Изменить размер шрифта - +

То, что узнает в своих генеалогических разысканиях сам автор, как бы наравне с ним немедленно узнает и читатель, и это усиливает иллюзию сопричастности.

 

— Быстро, легко ли писалась книга? Как вы вообще пишете?

— Обычно, когда я сажусь писать, у меня в голове уже все готово, до последнего предложения. Пишу сразу на машинке, с детства владею машинкой, пишу десятью пальцами и привыкла, как к перу. Потом много правлю, конечно. Первые фразы пишу всегда с трудом, входишь, как в темную пещеру. А с этой книгой трудность была другая… Много плакала. Мне трудно было вспоминать мать. Иногда было чувство, как будто меня ударили ножом. Жалела мать — почему у нее не было гармонической жизни, какая есть у всех, у многих… Слезы капали на машинку, но нельзя было, чтобы ими пропитались страницы книги. Я плакала просто как человек, но книгу хотела сделать твердой. Это было иногда не просто. Не говоря уж о матери, я очень любила отца, Элека Сабо, а написать их нужно было такими, какие они были. Неожиданностью для меня была личность Гизеллы. Прежде, в детстве, в юности, я ее ненавидела. Мне не нравилось, что у нее такой дурной вкус. Я ее ненавидела и оттого не понимала.

 

Страсти, кипевшие вокруг старого дома в Дебрецене, не дававшие враждующим сторонам взглянуть друг на друга спокойно и объективно, отгорели, волнения улеглись, и Магда Сабо рассудила своих дедушек и бабушек с беспристрастием судьи высшей инстанции.

Репутацию Эммы Гачари как ветреной, легкомысленной, даже порочной особы, казалось, нельзя уже было поправить. Семейный миф о злой матери, бросившей родную дочь, миф, раздутый недоброжелательством свекрови, поддержанный злым язычком Гизеллы, усвоенный сполна самой Ленке Яблонцаи, был как будто неколебим.

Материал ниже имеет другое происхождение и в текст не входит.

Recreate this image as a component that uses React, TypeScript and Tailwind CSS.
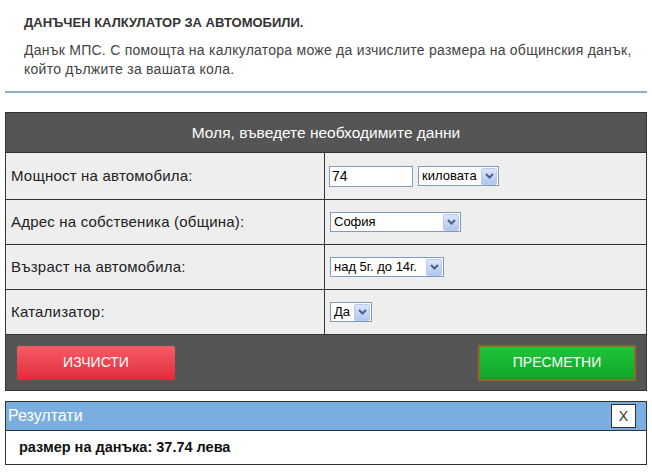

Оправдание к ней пришло через поколение. Магда Сабо, ее внучка, вызвавшая тень несчастной женщины на беспристрастный суд, нашла, что вина ее, если и была за ней какая вина, не столь уж тяжка. По своей доверчивости Эмма Гачари не раз была обманута Юниором, даже предана им, преследуема свекровью и оклеветана в глазах дочери. Магда Сабо узнала то, чего никогда не знала и не хотела знать Ленке Яблонцаи, всю жизнь таившая смертельную обиду на мать: как отняли у Эммы Гачари ее дочь обманом, чтобы затворить навсегда в сумрачном домашнем замке Марии Риккль, как пыталась она вернуть Ленке и как перед ней навсегда захлопнулись двери дома на улице Кишмештер.

И других героев семейной хроники автор позволяет нам увидеть не только с той стороны, с какой они представлялись домашнему окружению «купецкой дочери». Имре-Богохульник и Сениор для Марии Риккль были: в прошлом — «жеребцы», способные лишь воевать, скакать на лошади, делать долги и производить на свет детей; ныне — приживалы, нахлебники, жалкие паралитики, сидящие врозь в своих комнатах, между которыми беззаконным вестником и письмоносцем сновала маленькая Ленке Яблонцаи.

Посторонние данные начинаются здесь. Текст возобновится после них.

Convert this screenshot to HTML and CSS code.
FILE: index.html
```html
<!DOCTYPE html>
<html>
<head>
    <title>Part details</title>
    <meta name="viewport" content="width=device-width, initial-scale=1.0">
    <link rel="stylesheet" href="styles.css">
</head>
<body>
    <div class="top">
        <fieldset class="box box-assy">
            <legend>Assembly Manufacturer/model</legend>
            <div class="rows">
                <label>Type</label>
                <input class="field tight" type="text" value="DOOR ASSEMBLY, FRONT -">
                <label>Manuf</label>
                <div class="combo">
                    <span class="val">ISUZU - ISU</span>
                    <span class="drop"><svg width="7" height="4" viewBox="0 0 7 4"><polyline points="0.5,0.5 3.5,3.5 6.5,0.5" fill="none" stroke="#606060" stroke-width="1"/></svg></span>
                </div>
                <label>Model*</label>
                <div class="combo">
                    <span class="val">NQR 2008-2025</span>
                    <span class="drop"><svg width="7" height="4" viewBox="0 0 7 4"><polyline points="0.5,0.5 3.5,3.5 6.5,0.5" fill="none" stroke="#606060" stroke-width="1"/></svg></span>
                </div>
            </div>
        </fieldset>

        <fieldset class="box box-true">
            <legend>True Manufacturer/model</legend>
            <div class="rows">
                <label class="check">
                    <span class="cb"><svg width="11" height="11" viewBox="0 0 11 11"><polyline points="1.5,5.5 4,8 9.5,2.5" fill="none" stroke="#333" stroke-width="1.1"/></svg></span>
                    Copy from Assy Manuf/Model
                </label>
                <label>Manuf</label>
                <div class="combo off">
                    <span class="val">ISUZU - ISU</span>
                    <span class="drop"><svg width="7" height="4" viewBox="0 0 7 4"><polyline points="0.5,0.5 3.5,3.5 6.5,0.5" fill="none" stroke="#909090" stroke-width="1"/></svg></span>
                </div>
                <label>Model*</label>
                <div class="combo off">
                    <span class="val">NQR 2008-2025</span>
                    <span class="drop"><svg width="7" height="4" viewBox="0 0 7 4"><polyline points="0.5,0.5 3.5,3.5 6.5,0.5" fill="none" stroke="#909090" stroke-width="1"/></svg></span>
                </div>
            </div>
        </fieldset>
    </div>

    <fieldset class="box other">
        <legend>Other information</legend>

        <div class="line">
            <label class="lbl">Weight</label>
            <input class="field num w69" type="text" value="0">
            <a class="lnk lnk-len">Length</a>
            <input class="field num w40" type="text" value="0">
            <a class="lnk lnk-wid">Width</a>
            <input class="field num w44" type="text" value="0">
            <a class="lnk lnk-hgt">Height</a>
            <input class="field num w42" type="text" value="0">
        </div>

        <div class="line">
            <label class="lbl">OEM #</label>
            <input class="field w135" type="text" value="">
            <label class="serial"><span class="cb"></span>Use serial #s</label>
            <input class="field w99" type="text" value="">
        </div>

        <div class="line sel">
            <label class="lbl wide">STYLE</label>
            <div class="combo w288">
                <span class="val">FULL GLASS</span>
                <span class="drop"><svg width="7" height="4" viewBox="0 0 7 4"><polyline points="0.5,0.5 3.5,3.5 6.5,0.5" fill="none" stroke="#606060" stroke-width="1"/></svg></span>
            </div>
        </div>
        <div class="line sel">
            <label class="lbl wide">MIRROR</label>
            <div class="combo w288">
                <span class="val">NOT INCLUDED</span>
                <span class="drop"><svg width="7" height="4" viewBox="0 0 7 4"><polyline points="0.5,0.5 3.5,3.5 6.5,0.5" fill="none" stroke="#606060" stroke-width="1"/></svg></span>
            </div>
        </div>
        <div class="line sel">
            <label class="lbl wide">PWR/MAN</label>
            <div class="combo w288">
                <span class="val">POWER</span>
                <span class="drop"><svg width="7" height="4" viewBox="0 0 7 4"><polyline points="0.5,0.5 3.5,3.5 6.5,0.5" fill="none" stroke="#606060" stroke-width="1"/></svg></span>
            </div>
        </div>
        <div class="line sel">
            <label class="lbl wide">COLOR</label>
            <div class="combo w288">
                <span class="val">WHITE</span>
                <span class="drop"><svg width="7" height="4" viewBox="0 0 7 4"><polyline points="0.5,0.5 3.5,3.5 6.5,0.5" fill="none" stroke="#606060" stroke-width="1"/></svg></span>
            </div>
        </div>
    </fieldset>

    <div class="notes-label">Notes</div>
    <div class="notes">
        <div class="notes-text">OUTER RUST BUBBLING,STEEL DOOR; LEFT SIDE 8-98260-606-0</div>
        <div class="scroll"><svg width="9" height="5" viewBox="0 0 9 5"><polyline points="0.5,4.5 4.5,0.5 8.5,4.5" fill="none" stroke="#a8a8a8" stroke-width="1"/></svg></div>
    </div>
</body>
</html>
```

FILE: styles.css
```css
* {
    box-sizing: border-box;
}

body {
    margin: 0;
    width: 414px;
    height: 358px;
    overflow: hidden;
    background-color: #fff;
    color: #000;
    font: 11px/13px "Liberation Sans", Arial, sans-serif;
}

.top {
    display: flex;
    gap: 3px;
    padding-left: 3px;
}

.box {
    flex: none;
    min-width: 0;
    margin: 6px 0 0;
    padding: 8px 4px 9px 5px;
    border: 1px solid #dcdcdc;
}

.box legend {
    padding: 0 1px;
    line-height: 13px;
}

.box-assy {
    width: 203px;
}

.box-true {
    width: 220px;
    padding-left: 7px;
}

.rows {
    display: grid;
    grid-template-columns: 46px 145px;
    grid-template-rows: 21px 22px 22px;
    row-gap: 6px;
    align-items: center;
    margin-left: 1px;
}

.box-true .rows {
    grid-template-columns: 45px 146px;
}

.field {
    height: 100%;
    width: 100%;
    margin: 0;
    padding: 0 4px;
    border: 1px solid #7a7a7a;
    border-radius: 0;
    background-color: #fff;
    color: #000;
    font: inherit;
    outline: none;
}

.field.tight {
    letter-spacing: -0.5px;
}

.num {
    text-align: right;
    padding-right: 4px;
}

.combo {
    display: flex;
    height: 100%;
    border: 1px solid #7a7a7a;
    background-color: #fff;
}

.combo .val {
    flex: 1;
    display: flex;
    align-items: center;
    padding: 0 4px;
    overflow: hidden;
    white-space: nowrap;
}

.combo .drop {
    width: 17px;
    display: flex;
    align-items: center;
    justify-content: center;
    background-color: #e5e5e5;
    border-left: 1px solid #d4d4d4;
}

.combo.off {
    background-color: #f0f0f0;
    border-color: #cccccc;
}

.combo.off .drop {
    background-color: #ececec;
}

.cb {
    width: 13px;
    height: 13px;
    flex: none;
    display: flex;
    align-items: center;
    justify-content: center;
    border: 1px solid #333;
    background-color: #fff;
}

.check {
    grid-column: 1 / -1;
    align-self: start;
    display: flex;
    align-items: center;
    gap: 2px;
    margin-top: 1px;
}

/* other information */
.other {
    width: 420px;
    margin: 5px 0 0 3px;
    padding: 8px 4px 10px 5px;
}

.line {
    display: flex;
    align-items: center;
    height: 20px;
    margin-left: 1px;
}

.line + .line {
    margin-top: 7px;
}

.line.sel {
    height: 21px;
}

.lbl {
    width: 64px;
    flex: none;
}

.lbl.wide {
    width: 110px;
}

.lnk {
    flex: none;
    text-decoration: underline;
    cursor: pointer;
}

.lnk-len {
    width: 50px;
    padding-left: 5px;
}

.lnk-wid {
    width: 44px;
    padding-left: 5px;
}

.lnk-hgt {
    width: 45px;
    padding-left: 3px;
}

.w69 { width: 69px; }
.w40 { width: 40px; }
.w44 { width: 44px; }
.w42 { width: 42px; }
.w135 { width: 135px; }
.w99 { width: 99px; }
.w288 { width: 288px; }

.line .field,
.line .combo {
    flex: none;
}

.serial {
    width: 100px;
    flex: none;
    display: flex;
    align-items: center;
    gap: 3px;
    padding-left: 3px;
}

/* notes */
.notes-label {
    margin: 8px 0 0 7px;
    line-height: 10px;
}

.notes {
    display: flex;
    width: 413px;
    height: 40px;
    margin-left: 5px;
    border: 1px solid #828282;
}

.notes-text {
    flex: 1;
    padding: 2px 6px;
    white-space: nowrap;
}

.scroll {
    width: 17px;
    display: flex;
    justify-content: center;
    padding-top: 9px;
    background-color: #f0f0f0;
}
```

Но для Магды Сабо прадед Имре, огромный и толстый, в венгерском платье со шнурами, заключает в себе какой-то непокорный, бунтарский дух — не зря, умирая, он кричал здравицы Кошуту и лозунги «Да здравствует революция, долой попов!». Да и Кальман-Сениор — не просто безвольный мот и жертва дурной болезни, но в недавнем своем прошлом красавец офицер, сподвижник Петефи, неотразимо привлекательный для женщин; а в последние свои дни — воплощение справедливости и просвещенного духа в доме, страстный книжник, знавший столько стихов на память и объяснявший Гизелле и Ленке звездное небо.

Даже безнадежно беспутный Кальман-Юниор, «абсолютный злодей», с точки зрения оставленной им дочери, и тот, если взглянуть на него попристальнее, имеет в себе нечто привлекательное. Да, он беспечен, влюбчив, растрепан, безволен, но у него не отнять обаяния бескорыстия, которое по своей тяге к объективности, тоже отметит семейный летописец.